• **Brief**
Gather every line in the records below that contains the word "full".

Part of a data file

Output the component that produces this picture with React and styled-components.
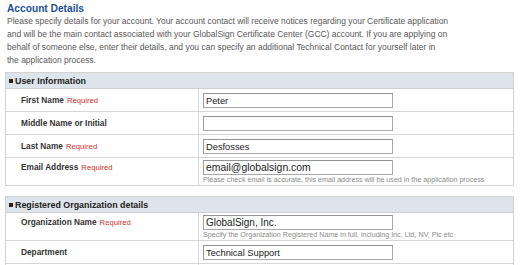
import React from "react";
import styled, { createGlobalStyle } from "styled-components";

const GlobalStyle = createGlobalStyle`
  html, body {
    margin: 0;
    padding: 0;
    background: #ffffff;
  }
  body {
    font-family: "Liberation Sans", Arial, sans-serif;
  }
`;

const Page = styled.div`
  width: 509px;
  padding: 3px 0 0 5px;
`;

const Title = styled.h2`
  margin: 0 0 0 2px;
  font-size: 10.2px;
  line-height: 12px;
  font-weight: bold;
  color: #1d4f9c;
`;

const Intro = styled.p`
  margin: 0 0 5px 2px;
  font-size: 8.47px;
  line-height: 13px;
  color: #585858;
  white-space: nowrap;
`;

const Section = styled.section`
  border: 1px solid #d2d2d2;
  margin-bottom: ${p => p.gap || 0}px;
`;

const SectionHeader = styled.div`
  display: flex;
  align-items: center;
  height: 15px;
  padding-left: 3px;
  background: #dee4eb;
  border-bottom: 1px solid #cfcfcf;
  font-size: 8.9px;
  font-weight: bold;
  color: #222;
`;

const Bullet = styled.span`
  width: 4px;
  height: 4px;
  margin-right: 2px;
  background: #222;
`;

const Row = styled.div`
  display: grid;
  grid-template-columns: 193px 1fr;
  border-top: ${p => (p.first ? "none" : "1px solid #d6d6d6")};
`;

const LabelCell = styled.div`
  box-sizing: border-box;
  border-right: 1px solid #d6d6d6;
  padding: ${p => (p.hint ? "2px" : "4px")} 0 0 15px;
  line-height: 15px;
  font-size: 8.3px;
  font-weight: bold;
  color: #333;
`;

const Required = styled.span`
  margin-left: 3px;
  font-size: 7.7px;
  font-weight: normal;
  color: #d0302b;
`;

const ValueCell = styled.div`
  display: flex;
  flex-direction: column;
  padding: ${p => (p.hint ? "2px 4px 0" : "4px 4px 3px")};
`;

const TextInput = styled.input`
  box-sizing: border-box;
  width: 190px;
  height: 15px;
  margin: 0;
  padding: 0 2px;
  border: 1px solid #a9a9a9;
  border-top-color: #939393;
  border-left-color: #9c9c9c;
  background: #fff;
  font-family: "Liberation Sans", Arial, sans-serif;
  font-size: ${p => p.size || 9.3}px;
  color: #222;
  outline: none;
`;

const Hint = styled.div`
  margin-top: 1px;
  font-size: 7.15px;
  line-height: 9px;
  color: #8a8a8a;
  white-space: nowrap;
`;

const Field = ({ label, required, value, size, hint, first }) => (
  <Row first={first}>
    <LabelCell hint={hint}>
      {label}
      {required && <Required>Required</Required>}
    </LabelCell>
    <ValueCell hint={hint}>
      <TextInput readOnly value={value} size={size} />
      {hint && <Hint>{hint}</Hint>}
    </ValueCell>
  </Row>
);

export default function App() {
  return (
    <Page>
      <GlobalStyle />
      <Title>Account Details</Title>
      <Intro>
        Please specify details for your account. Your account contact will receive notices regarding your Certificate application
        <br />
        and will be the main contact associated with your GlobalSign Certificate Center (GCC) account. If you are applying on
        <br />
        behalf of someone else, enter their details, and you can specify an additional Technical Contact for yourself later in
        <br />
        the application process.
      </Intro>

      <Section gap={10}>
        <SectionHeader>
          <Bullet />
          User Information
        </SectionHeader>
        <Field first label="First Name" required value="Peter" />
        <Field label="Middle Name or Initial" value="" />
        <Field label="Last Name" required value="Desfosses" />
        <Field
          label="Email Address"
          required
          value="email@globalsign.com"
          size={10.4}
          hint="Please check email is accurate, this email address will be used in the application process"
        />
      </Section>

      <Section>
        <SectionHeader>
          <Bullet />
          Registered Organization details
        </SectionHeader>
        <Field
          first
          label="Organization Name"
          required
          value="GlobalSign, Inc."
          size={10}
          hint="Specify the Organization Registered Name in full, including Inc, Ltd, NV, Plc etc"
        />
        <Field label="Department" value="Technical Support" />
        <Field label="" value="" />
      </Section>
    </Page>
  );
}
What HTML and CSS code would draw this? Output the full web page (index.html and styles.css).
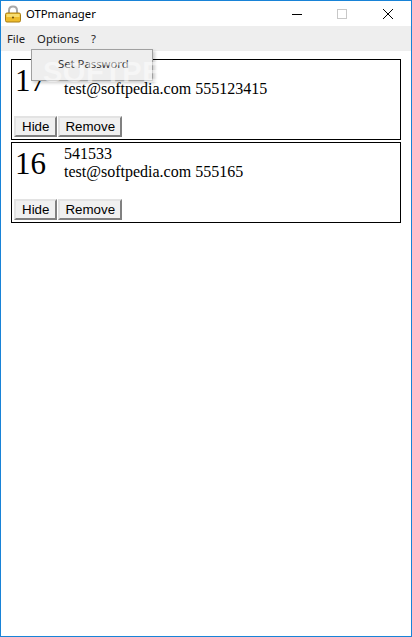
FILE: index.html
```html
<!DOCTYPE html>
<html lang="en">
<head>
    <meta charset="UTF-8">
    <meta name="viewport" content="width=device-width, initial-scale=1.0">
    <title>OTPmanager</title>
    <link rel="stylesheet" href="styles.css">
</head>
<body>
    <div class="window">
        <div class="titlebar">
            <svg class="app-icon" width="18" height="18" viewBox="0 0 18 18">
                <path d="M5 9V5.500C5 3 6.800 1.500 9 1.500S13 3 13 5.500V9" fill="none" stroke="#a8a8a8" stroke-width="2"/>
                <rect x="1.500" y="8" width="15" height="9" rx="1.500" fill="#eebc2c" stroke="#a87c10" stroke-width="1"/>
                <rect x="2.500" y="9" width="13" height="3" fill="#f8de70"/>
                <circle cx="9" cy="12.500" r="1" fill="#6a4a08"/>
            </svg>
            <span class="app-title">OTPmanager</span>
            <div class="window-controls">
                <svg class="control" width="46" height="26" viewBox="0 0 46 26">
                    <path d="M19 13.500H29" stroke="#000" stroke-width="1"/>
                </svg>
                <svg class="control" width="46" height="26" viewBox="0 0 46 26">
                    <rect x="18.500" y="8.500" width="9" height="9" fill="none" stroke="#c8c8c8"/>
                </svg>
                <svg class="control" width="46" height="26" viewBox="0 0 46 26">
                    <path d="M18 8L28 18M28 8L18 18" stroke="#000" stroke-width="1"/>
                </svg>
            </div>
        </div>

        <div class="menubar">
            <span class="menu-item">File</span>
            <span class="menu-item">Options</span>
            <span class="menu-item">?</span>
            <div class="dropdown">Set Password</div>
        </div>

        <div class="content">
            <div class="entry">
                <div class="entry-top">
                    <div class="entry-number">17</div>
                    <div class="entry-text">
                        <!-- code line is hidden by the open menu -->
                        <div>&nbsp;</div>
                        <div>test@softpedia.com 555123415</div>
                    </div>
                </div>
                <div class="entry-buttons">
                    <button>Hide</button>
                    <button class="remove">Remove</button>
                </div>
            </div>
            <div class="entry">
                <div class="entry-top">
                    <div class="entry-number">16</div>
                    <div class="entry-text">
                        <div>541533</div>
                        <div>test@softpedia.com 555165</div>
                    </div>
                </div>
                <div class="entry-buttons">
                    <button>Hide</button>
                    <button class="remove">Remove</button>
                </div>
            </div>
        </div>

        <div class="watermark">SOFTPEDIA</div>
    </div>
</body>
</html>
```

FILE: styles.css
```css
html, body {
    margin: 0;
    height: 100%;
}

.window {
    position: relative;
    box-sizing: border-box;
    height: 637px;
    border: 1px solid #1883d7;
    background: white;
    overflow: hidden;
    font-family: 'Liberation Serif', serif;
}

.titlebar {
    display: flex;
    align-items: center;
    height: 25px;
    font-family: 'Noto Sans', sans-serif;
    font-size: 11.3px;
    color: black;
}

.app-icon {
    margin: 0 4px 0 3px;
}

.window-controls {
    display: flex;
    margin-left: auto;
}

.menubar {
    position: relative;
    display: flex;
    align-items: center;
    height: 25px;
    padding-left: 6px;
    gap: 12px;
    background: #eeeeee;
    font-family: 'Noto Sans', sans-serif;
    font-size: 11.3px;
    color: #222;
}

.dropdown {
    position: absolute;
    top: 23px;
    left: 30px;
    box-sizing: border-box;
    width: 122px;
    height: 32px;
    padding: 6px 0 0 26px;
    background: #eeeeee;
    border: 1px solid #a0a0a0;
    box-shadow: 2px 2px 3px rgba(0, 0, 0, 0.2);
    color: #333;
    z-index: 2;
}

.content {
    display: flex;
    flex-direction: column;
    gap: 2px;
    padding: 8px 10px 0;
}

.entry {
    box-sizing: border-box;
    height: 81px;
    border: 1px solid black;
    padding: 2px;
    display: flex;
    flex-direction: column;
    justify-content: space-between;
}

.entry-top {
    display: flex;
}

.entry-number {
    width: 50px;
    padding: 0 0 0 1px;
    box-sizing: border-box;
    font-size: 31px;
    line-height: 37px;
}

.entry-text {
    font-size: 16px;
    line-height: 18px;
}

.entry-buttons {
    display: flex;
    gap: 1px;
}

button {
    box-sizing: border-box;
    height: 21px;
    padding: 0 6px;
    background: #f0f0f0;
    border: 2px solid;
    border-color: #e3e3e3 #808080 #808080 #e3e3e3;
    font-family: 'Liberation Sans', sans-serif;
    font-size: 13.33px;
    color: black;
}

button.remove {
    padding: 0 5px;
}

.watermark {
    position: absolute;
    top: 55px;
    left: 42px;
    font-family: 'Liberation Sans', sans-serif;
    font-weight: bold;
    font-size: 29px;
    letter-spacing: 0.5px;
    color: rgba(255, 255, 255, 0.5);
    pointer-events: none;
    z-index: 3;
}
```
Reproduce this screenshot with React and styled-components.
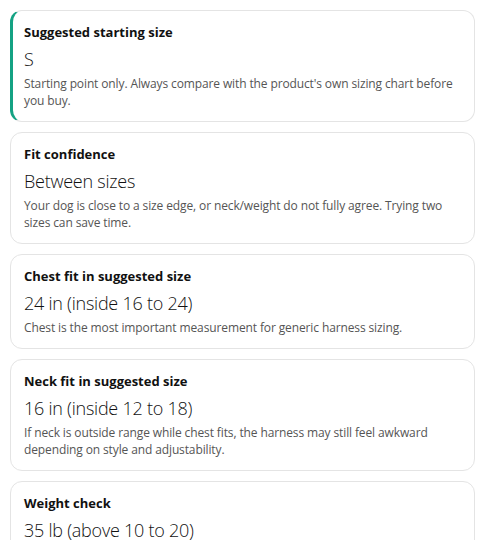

• **Completed exercise**
          hint="Specify the Organization Registered Name in full, including Inc, Ltd, NV, Plc etc"
What HTML and CSS code would draw this? Output the full web page (index.html and styles.css).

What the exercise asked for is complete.